Defence minister says fighting in Afghanistan just as tough as the Second World War 
Fighting in Afghanistan is now as intense as the battles fought by British troops during the Second World War, a government defence minister has claimed. 

Bob Ainsworth, the armed forces minister, risked incurring the wrath of veterans of previous conflicts by making comparisons with the war in Europe against the Nazis and the fighting taking place in Helmand today. 

"Unless you came all the way up with the Eighth Army from El Alamein and through Italy, you didn't do much more than lads (in Afghanistan) are having to do now", the minister said. 

The unit from Arbroath in Scotland lost 12 men in action while 52 other marines suffered serious injuries, with many losing limbs.
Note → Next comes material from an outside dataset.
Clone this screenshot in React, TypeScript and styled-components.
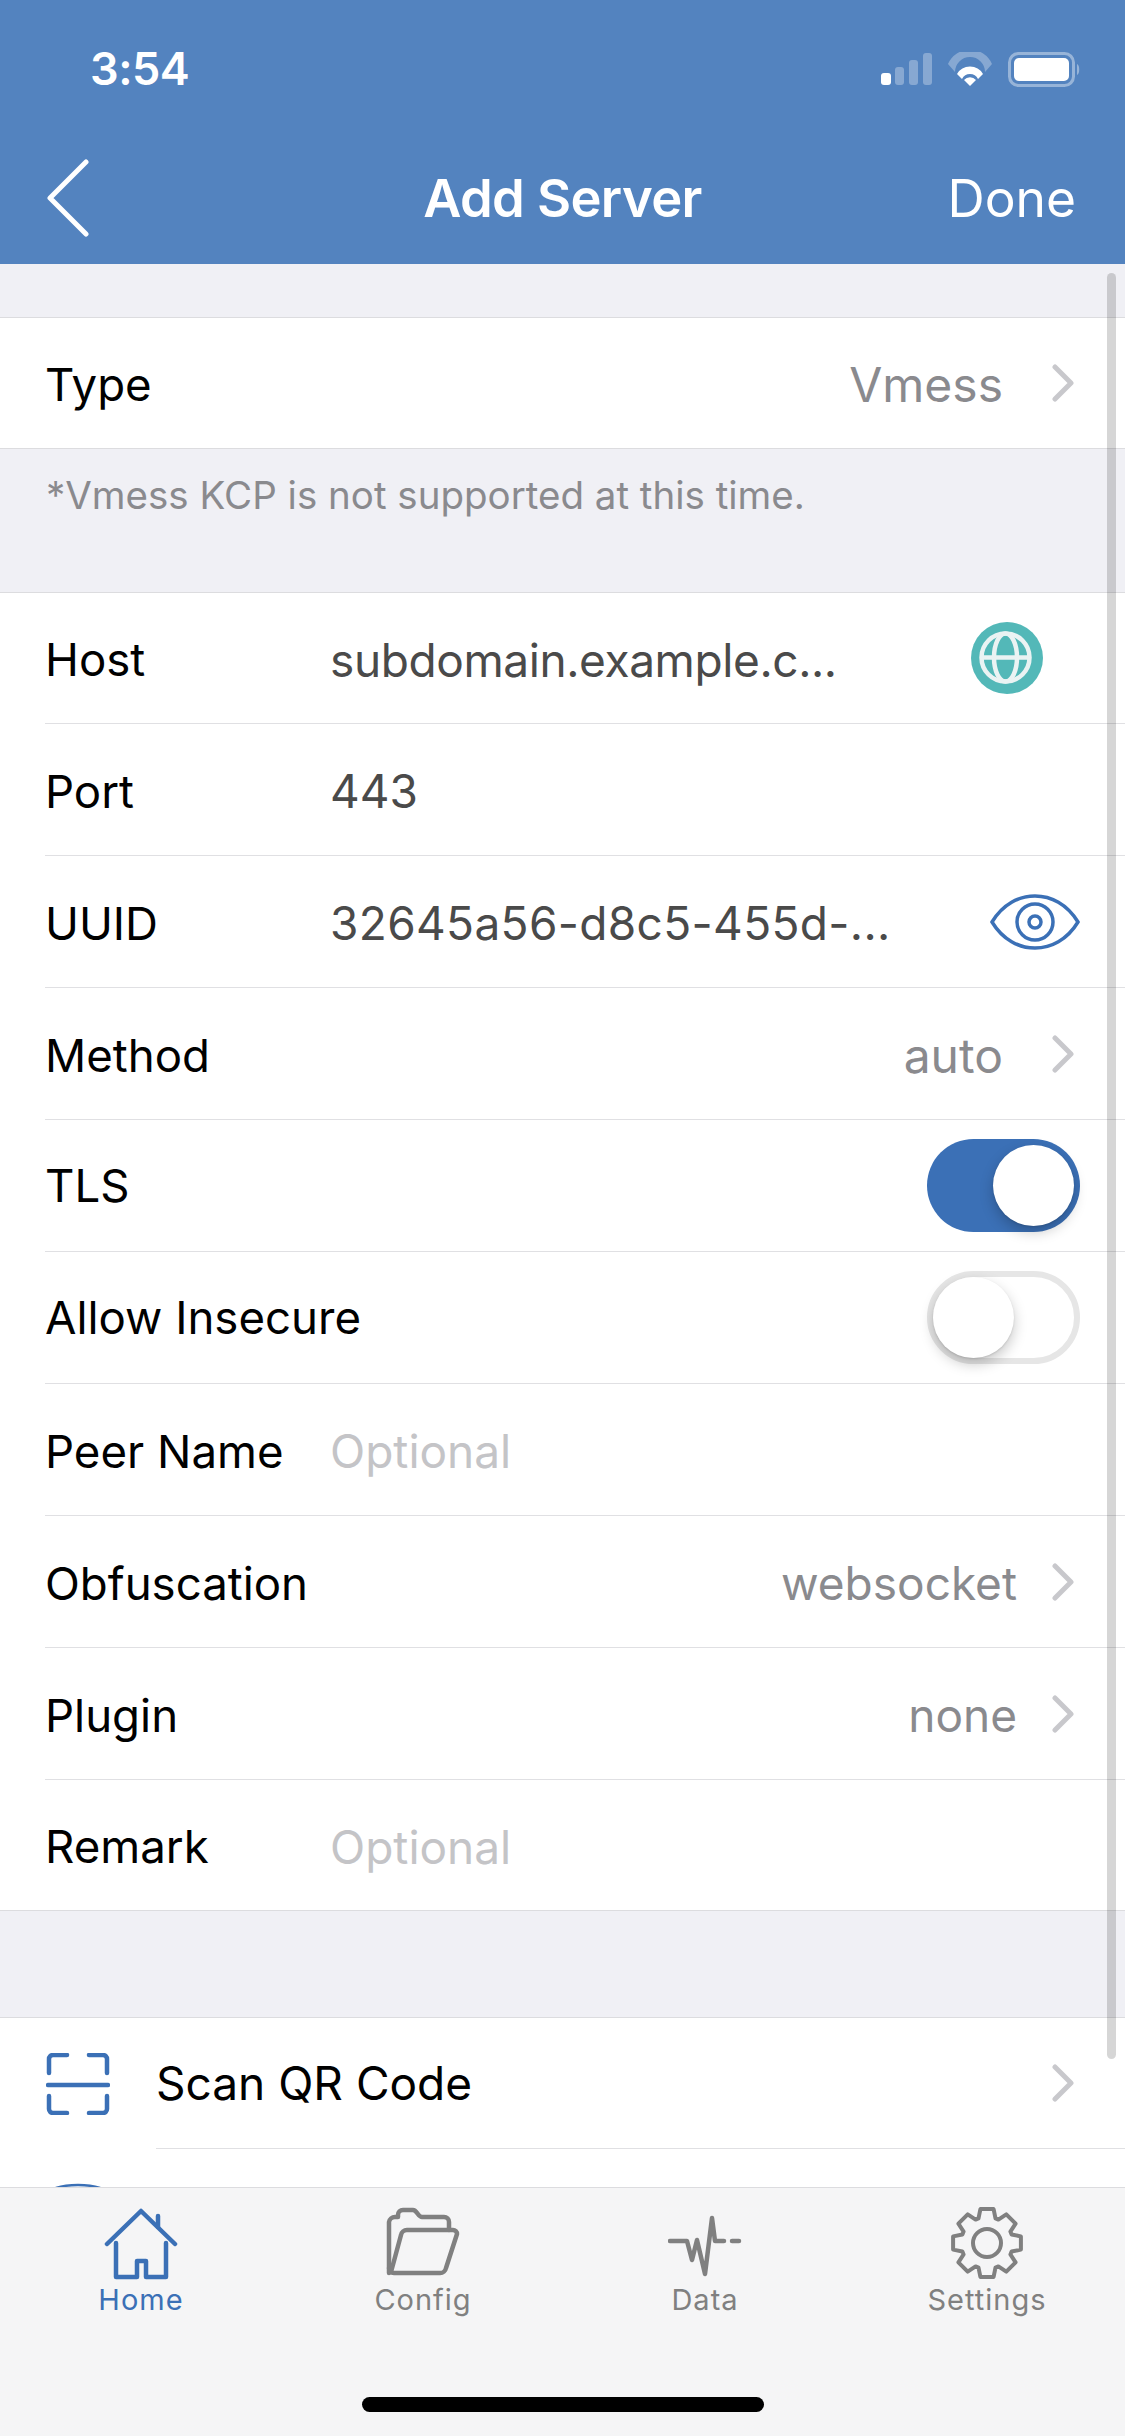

During the tour the commandos also discovered 320 improvised explosive devices. 

In an article for the Royal British Legion magazine, Mr Ainsworth said: "People shouldn't be in any doubt about it. What our guys are doing in Helmand now, and were doing in Iraq before, is as hard as anything that the British Army has faced in its history. 

"We were in a battle for national survival during the Second World War and there were a lot more people involved. 

"But if they do six months hard fighting in Helmand and then they go back for another year of hard fighting, it stands up to what previous generations have had to do before." 

The minister also stressed that decision-making and responsibility extend more widely through the ranks in today's army than in previous decades. 

He continued: "Somebody at the lowest level, a private or a corporal can do something, for good or bad; and it can reverberate around the world. These decisions are not all in the hands of generals and colonels any more. 

"One of the things that's enormously impressive is the degree of decision-making capability that there is right down at the low end. A 20- or 22-year-old corporal has a huge amount of responsibility for their age. I'm always flabbergasted by it."


----------